E vi racconto un episodio. Oggi è ritornato questo tema dei falsi invalidi e prima dicevo che uno dei più grandi scandali italiani è stato quello dell'assunzione, per via clientelare nei migliori casi, ma anche a pagamento, di falsi invalidi nel pubblico impiego. Beh, quando con l'art.42 si è stroncato questo vergognoso mercato di voti e di corruzione politica e di clientelismo, ecco il movi­mento degli handicappati si è conquistato 10 cm quadrati di spazio su L'Unità, che era poi il giornale del partito che aveva promosso questa cosa.
Venti righe su Repubblica, previa raccomandazio­ne di Mino Fuccillo che era un nostro amico, compagno di scuola.

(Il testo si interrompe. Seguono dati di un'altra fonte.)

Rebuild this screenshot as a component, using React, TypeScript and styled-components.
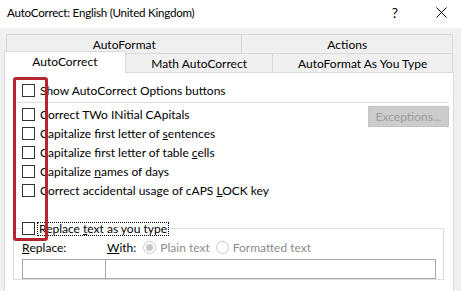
import styled, { createGlobalStyle } from 'styled-components'

const font = `"Lato", "Liberation Sans", sans-serif`

const Global = createGlobalStyle`
  html, body { margin: 0; padding: 0; }
  body {
    width: 461px;
    height: 291px;
    overflow: hidden;
    background: #f0f0f0;
    font-family: ${font};
    font-size: 12px;
    color: #000;
  }
`

const Window = styled.div`
  position: relative;
  width: 461px;
  height: 291px;
  background: #f0f0f0;
  overflow: hidden;
`

const TitleBar = styled.div`
  height: 28px;
  background: #fff;
  display: flex;
  align-items: center;
  padding-left: 7px;
`

const Title = styled.div`
  flex: 1;
  font-size: 11.6px;
  letter-spacing: -0.25px;
  margin-top: -3px;
`

const TitleButton = styled.div<{ w: number }>`
  width: ${p => p.w}px;
  height: 28px;
  display: flex;
  align-items: center;
  justify-content: center;
  font-size: 14px;
  margin-top: -3px;
`

const Body = styled.div`
  padding: 6px 7px 0 4px;
`

const TabRow = styled.div<{ indent?: number }>`
  display: flex;
  align-items: flex-end;
  margin-left: ${p => p.indent || 0}px;
  margin-right: 1px;
  height: 19px;
`

const Tab = styled.div<{ w: number, active?: boolean }>`
  width: ${p => p.w}px;
  height: ${p => p.active ? 22 : 19}px;
  box-sizing: border-box;
  margin-left: -1px;
  margin-bottom: ${p => p.active ? -1 : 0}px;
  position: relative;
  z-index: ${p => p.active ? 2 : 1};
  border: 1px solid #d9d9d9;
  border-bottom: none;
  background: ${p => p.active ? '#fff' : '#f0f0f0'};
  display: flex;
  align-items: center;
  justify-content: center;
  padding-bottom: ${p => p.active ? 2 : 0}px;
  white-space: nowrap;
  &:first-child { margin-left: 0; }
`

const Panel = styled.div`
  background: #fff;
  border: 1px solid #d9d9d9;
  height: 240px;
  box-sizing: border-box;
  padding: 8px 4px 0 0;
`

const Row = styled.div`
  display: flex;
  align-items: center;
  height: 19px;
  padding-left: 17px;
`

const Gap = styled.div`
  height: 19px;
`

const Separator = styled.div`
  height: 1px;
  background: #dcdcdc;
  margin: 2px 0 2px 12px;
`

const Box = styled.span`
  width: 13px;
  height: 13px;
  box-sizing: border-box;
  border: 1px solid #333;
  background: #fff;
  flex: none;
`

const Label = styled.span<{ focused?: boolean }>`
  margin-left: ${p => p.focused ? 2 : 4}px;
  padding: 0 ${p => p.focused ? 1 : 0}px;
  line-height: 12px;
  border: 1px dotted ${p => p.focused ? '#000' : 'transparent'};
  white-space: nowrap;
`

const Button = styled.div`
  margin-left: auto;
  align-self: flex-start;
  margin-top: 1px;
  width: 81px;
  height: 21px;
  box-sizing: border-box;
  border: 1px solid #c4c4c4;
  background: #cccccc;
  color: #9b9b9b;
  display: flex;
  align-items: center;
  justify-content: center;
`

const Group = styled.fieldset`
  margin: 0 5px 0 8px;
  padding: 0 7px 0 8px;
  border: 1px solid #dcdcdc;
  min-width: 0;
`

const Legend = styled.legend`
  padding: 0;
  display: flex;
  align-items: center;
  height: 19px;
  background: #fff;
`

const FieldGrid = styled.div`
  display: grid;
  grid-template-columns: 84px 1fr;
`

const FieldLabels = styled.div`
  display: flex;
  align-items: center;
  height: 19px;
  margin-bottom: 2px;
`

const WithLabel = styled.span`
  margin-left: 1px;
`

const Radio = styled.span<{ checked?: boolean }>`
  width: 13px;
  height: 13px;
  box-sizing: border-box;
  border-radius: 50%;
  border: 1px solid #c8c8c8;
  display: flex;
  align-items: center;
  justify-content: center;
  margin-left: ${p => p.checked ? 7 : 6}px;
  &::after {
    content: '';
    width: 7px;
    height: 7px;
    border-radius: 50%;
    background: ${p => p.checked ? '#c8c8c8' : 'transparent'};
  }
`

const Dim = styled.span`
  color: #8c8c8c;
  margin-left: 4px;
`

const Input = styled.div<{ first?: boolean }>`
  height: 20px;
  box-sizing: border-box;
  border: 1px solid #a8a8a8;
  border-left-width: ${p => p.first ? 1 : 0}px;
  background: #fff;
`

const Highlight = styled.div`
  position: absolute;
  left: 13px;
  top: 77px;
  width: 35px;
  height: 164px;
  box-sizing: border-box;
  border: 3px solid #b3262e;
  border-radius: 3px;
  pointer-events: none;
`

const Check = ({ children, focused }: { children: React.ReactNode, focused?: boolean }) => (
  <>
    <Box />
    <Label focused={focused}>{children}</Label>
  </>
)

function App() {
  return (
    <Window>
      <Global />
      <TitleBar>
        <Title>AutoCorrect: English (United Kingdom)</Title>
        <TitleButton w={52}>?</TitleButton>
        <TitleButton w={40}>
          <svg width="11" height="11" viewBox="0 0 11 11">
            <path d="M0.5 0.5 L10.5 10.5 M10.5 0.5 L0.5 10.5" stroke="#000" strokeWidth="1" />
          </svg>
        </TitleButton>
      </TitleBar>
      <Body>
        <TabRow indent={2}>
          <Tab w={237}>AutoFormat</Tab>
          <Tab w={212}>Actions</Tab>
        </TabRow>
        <TabRow>
          <Tab w={122} active>AutoCorrect</Tab>
          <Tab w={149}>Math AutoCorrect</Tab>
          <Tab w={181}>AutoFormat As You Type</Tab>
        </TabRow>
        <Panel>
          <Row><Check>Show AutoCorrect Options buttons</Check></Row>
          <Separator />
          <Row>
            <Check>Correct TWo INitial CApitals</Check>
            <Button>Exceptions...</Button>
          </Row>
          <Row><Check>Capitalize first letter of <u>s</u>entences</Check></Row>
          <Row><Check>Capitalize first letter of table <u>c</u>ells</Check></Row>
          <Row><Check>Capitalize <u>n</u>ames of days</Check></Row>
          <Row><Check>Correct accidental usage of cAPS <u>L</u>OCK key</Check></Row>
          <Gap />
          <Group>
            <Legend><Check focused>Replace <u>t</u>ext as you type</Check></Legend>
            <FieldGrid>
              <FieldLabels><u>R</u>eplace:</FieldLabels>
              <FieldLabels>
                <WithLabel><u>W</u>ith:</WithLabel>
                <Radio checked />
                <Dim>Plain text</Dim>
                <Radio />
                <Dim>Formatted text</Dim>
              </FieldLabels>
              <Input first />
              <Input />
            </FieldGrid>
          </Group>
        </Panel>
      </Body>
      <Highlight />
    </Window>
  )
}

export default App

Dieci righe sull'Avvenire. Dieci minuti in radio alle 7.40, sempre tramite amicizie, e poi qualche battuta al Coraggio di Vivere. Immaginate tutto il lavoro che c'è stato dietro, per conquistare in totale 50-60 righe sulla stampa.

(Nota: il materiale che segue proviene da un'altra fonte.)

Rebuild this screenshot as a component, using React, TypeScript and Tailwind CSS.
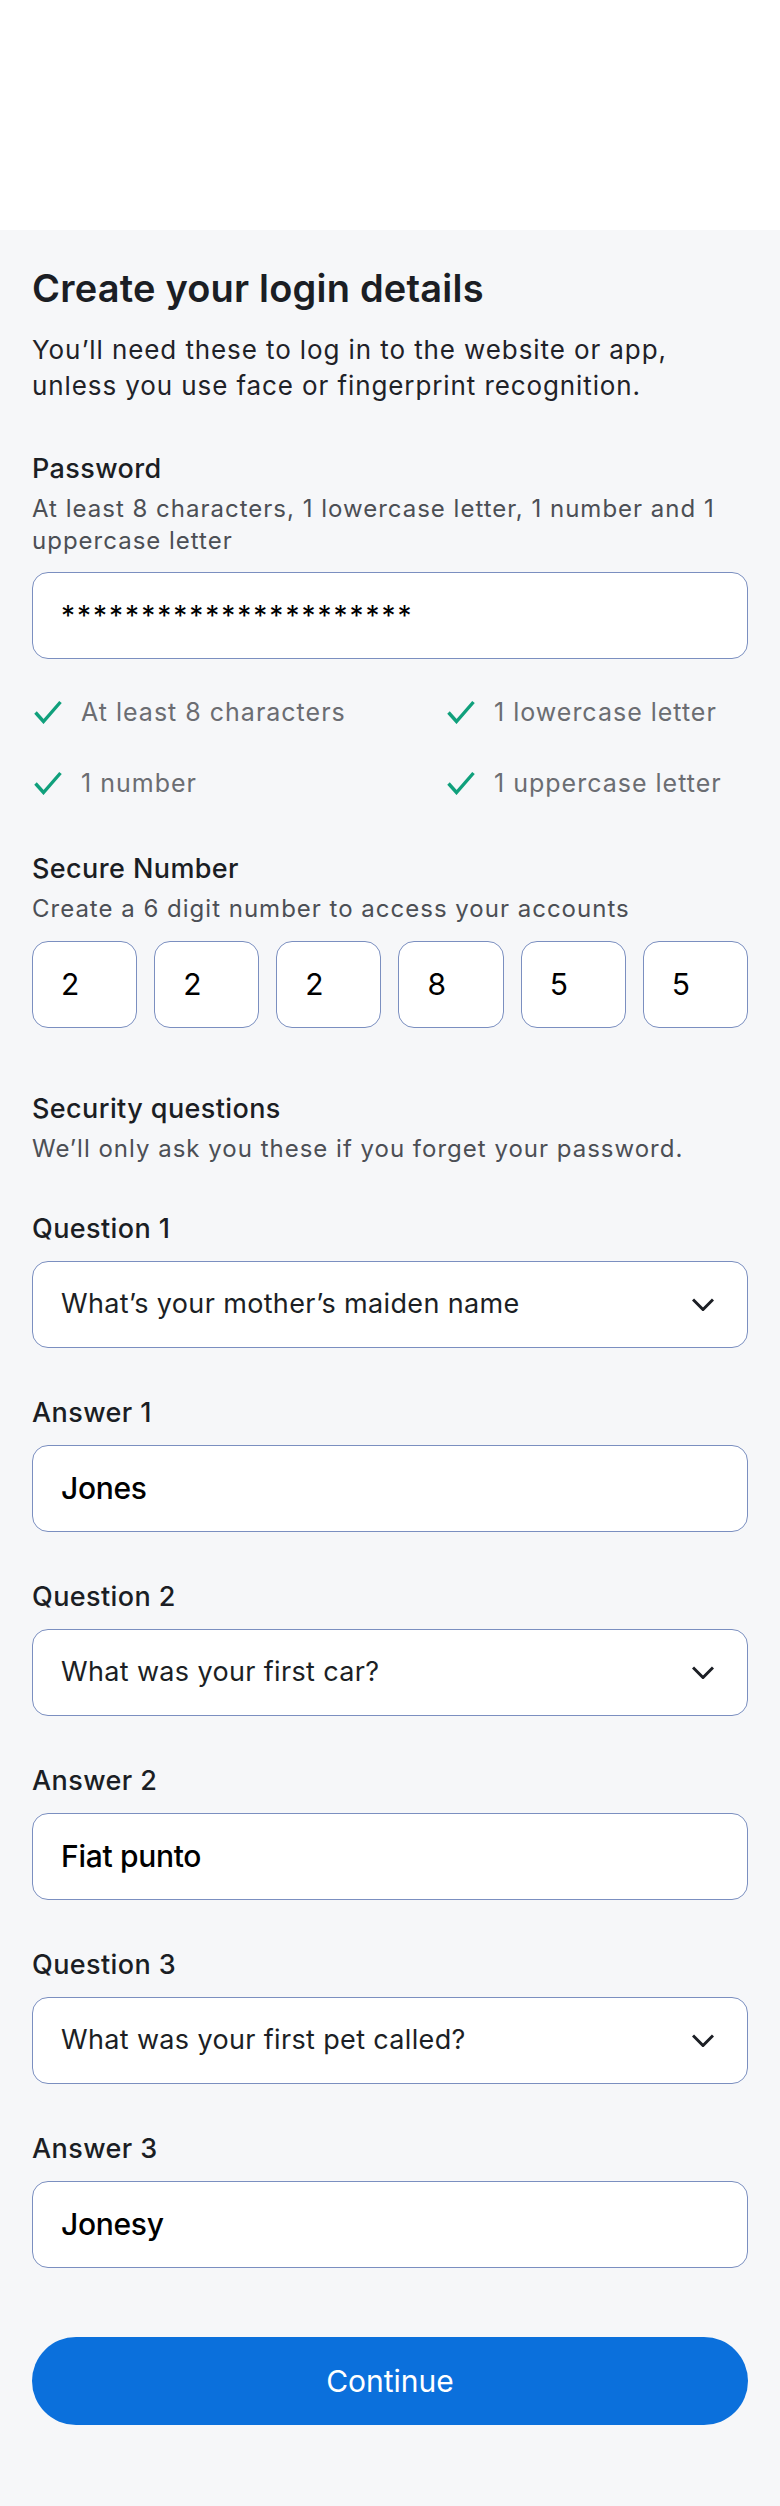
const font = { fontFamily: "Inter, 'Noto Sans', sans-serif" };

function Check() {
  return (
    <svg width="28" height="24" viewBox="0 0 28 24" fill="none" className="ml-[2px] shrink-0">
      <path d="M1.5 12.5 L9.5 21.5 L26.5 2" stroke="#10a07c" strokeWidth="3.4" />
    </svg>
  );
}

function Chevron() {
  return (
    <svg width="22" height="13" viewBox="0 0 22 13" fill="none">
      <path d="M1 1.5 L11 11.5 L21 1.5" stroke="#1c1f25" strokeWidth="3" />
    </svg>
  );
}

function Label({ children, className = "" }: { children: React.ReactNode; className?: string }) {
  return (
    <div className={`text-[27px] leading-[36px] font-medium tracking-[0.4px] text-[#1b1e24] ${className}`}>
      {children}
    </div>
  );
}

function Hint({ children, className = "" }: { children: React.ReactNode; className?: string }) {
  return (
    <div className={`mt-[6px] text-[24px] leading-[32px] tracking-[1px] text-[#4c4f55] ${className}`}>{children}</div>
  );
}

function Field({ children, className = "" }: { children: React.ReactNode; className?: string }) {
  return (
    <div
      className={`h-[87px] rounded-[16px] border border-[#7b8fc0] bg-white flex items-center pl-[28px] ${className}`}
    >
      {children}
    </div>
  );
}

const checks = ["At least 8 characters", "1 lowercase letter", "1 number", "1 uppercase letter"];
const pin = ["2", "2", "2", "8", "5", "5"];
const questions = [
  { q: "What’s your mother’s maiden name", a: "Jones" },
  { q: "What was your first car?", a: "Fiat punto" },
  { q: "What was your first pet called?", a: "Jonesy" },
];

export default function App() {
  return (
    <div style={font} className="w-[780px] h-[2506px] bg-white flex flex-col">
      <div className="h-[230px] bg-white shrink-0" />
      <div className="flex-1 bg-[#f6f7f9] px-[32px] pt-[35px]">
        <h1 className="text-[38px] leading-[46px] font-semibold text-[#1b1e24] tracking-[0.2px]">
          Create your login details
        </h1>
        <p className="mt-[21px] text-[26px] leading-[36px] tracking-[0.9px] text-[#1f2228]">
          You’ll need these to log in to the website or app,
          <br />
          unless you use face or fingerprint recognition.
        </p>

        <Label className="mt-[47px]">Password</Label>
        <Hint>At least 8 characters, 1 lowercase letter, 1 number and 1 uppercase letter</Hint>
        <Field className="mt-[15px]">
          <span className="text-[28px] text-black tracking-[2px]">**********************</span>
        </Field>

        <div className="mt-[35px] grid grid-cols-[413px_1fr] gap-y-[35px]">
          {checks.map((c) => (
            <div key={c} className="flex items-center gap-[19px]">
              <Check />
              <span className="text-[25px] leading-[36px] tracking-[1px] text-[#6b6d72]">{c}</span>
            </div>
          ))}
        </div>

        <Label className="mt-[50px]">Secure Number</Label>
        <Hint>Create a 6 digit number to access your accounts</Hint>
        <div className="mt-[16px] grid grid-cols-6 gap-[17px]">
          {pin.map((d, i) => (
            <Field key={i}>
              <span className="text-[30px] text-black">{d}</span>
            </Field>
          ))}
        </div>

        <Label className="mt-[63px]">Security questions</Label>
        <Hint className="tracking-[0.85px]">We’ll only ask you these if you forget your password.</Hint>

        {questions.map((item, i) => (
          <div key={i}>
            <Label className={i === 0 ? "mt-[46px]" : "mt-[47px]"}>Question {i + 1}</Label>
            <Field className="mt-[14px] justify-between pr-[33px]">
              <span className="text-[27px] tracking-[0.35px] text-[#1c1f25]">{item.q}</span>
              <Chevron />
            </Field>
            <Label className="mt-[47px]">Answer {i + 1}</Label>
            <Field className="mt-[14px]">
              <span className="text-[30px] font-medium tracking-[-0.3px] text-black">{item.a}</span>
            </Field>
          </div>
        ))}

        <button className="mt-[69px] w-full h-[88px] rounded-full bg-[#0b70dc] text-white text-[30px]">
          Continue
        </button>
      </div>
    </div>
  );
}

Notizia e informazione corretta: si può fare

Io sono consapevole delle difficoltà del lavoro del giornalista, delle difficoltà dei giornali che devono ven­dere perché altrimenti non avrebbero ragion d'essere. Noi, da parte nostra, avremmo meno bisogno di notizie sull'handicappato segregato per 20 anni in un pollaio, sull'handicappato che uccide la madre, abbiamo bisogno di meno pietismo e, l'hanno detto tutti, di esposizione del dolore. Abbiamo bisogno invece di un po' di più. Ma questo si può fare anche seguendo la cronaca e dando la notizia.

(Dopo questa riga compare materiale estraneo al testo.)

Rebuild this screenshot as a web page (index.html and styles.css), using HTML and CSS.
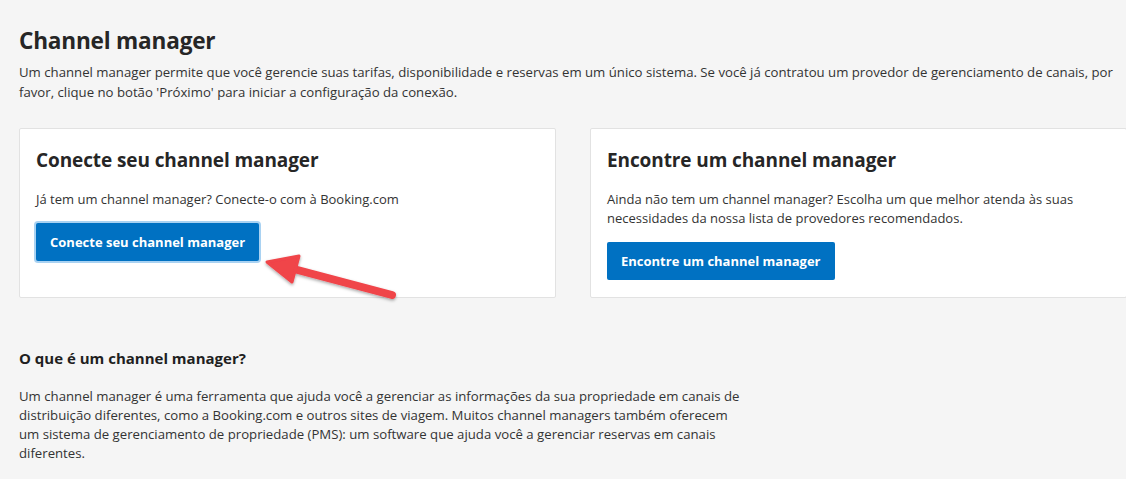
FILE: index.html
```html
<!DOCTYPE html>
<html lang="pt-BR">
<head>
<meta charset="utf-8">
<title>Channel manager</title>
<link rel="stylesheet" href="styles.css">
</head>
<body>
<main class="page">
  <h1 class="title">Channel manager</h1>
  <p class="intro">Um channel manager permite que você gerencie suas tarifas, disponibilidade e reservas em um único sistema. Se você já contratou um provedor de gerenciamento de canais, por favor, clique no botão 'Próximo' para iniciar a configuração da conexão.</p>

  <div class="cards">
    <section class="card">
      <h2 class="card-title">Conecte seu channel manager</h2>
      <p class="card-text">Já tem um channel manager? Conecte-o com à Booking.com</p>
      <button class="btn btn-focus">Conecte seu channel manager</button>
    </section>
    <section class="card">
      <h2 class="card-title">Encontre um channel manager</h2>
      <p class="card-text">Ainda não tem um channel manager? Escolha um que melhor atenda às suas necessidades da nossa lista de provedores recomendados.</p>
      <button class="btn">Encontre um channel manager</button>
    </section>
  </div>

  <section class="info">
    <h3 class="info-title">O que é um channel manager?</h3>
    <p class="info-text">Um channel manager é uma ferramenta que ajuda você a gerenciar as informações da sua propriedade em canais de distribuição diferentes, como a Booking.com e outros sites de viagem. Muitos channel managers também oferecem um sistema de gerenciamento de propriedade (PMS): um software que ajuda você a gerenciar reservas em canais diferentes.</p>
  </section>

  <svg class="arrow" width="140" height="50" viewBox="0 0 140 50" aria-hidden="true">
    <defs>
      <filter id="sh" x="-20%" y="-40%" width="140%" height="180%">
        <feDropShadow dx="0" dy="1.5" stdDeviation="1.5" flood-color="#000" flood-opacity="0.35"/>
      </filter>
    </defs>
    <g filter="url(#sh)" fill="#f0444a" stroke="#f0444a" stroke-linejoin="round" stroke-linecap="round">
      <line x1="30" y1="18" x2="132" y2="45" stroke-width="8"/>
      <polygon points="7,12 39,6 32,32" stroke-width="3"/>
    </g>
  </svg>
</main>
</body>
</html>
```

FILE: styles.css
```css
html, body {
  margin: 0;
  padding: 0;
}

body {
  background: #f5f5f5;
  font-family: "Open Sans", "Noto Sans", "Liberation Sans", sans-serif;
  color: #333333;
  width: 1126px;
  height: 479px;
  overflow: hidden;
}

.page {
  position: relative;
  padding: 26px 0 0 19px;
}

.title {
  margin: 0 0 6px;
  font-size: 22.6px;
  line-height: 30px;
  font-weight: 700;
  color: #262626;
  letter-spacing: -0.2px;
}

.intro {
  margin: 0;
  font-size: 13.2px;
  line-height: 20px;
  width: 1104px;
  color: #333333;
}

.cards {
  display: grid;
  grid-template-columns: 537px 537px;
  gap: 34px;
  margin-top: 26px;
}

.card {
  background: #ffffff;
  border: 1px solid #e2e2e2;
  border-radius: 2px;
  padding: 18px 16px 17px;
}

.card-title {
  margin: 0 0 17px;
  font-size: 19px;
  line-height: 26px;
  font-weight: 700;
  color: #262626;
  letter-spacing: -0.1px;
}

.card-text {
  margin: 0 0 14px;
  font-size: 13px;
  line-height: 19px;
  color: #333333;
}

.btn {
  display: block;
  background: #0071c2;
  color: #ffffff;
  border: 0;
  border-radius: 2px;
  height: 38px;
  padding: 0 14px;
  font-family: inherit;
  font-size: 13px;
  font-weight: 700;
}

.btn-focus {
  box-shadow: 0 0 0 2px #a9d2f2;
}

.info {
  margin-top: 49px;
  width: 730px;
}

.info-title {
  margin: 0 0 18px;
  font-size: 15px;
  line-height: 22px;
  font-weight: 700;
  color: #1f1f1f;
}

.info-text {
  margin: 0;
  font-size: 13.2px;
  line-height: 19px;
  color: #333333;
}

.arrow {
  position: absolute;
  left: 260px;
  top: 250px;
  overflow: visible;
}
```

Ecco, io vorrei ricucire la discussione di questa mattina: non necessariamente la notizia e l'informazione corretta non possono andar d'accordo. Perché è chiaro che il giornale esce su questi temi quando c'è la notizia, però la notizia si può accompagnare con un'analisi più approfondita che sia informazione, che porti a valorizza­ne le cose positive che ci sono in questo campo e che denunci le cose che vanno denunciate. Io non sono un pessimista. Credo che dei passi in avanti si siano fatti ma il mondo dell'handicap è un mondo ricco di esperienze, di storie, di sofferenze: se noi riuscissimo a farlo cono­scere meglio, io credo che daremmo un contributo alla cultura del Paese, alla cultura di tutti".


* Testo non rivisto dall'autore. Le qualifiche si riferiscono al momento del seminario.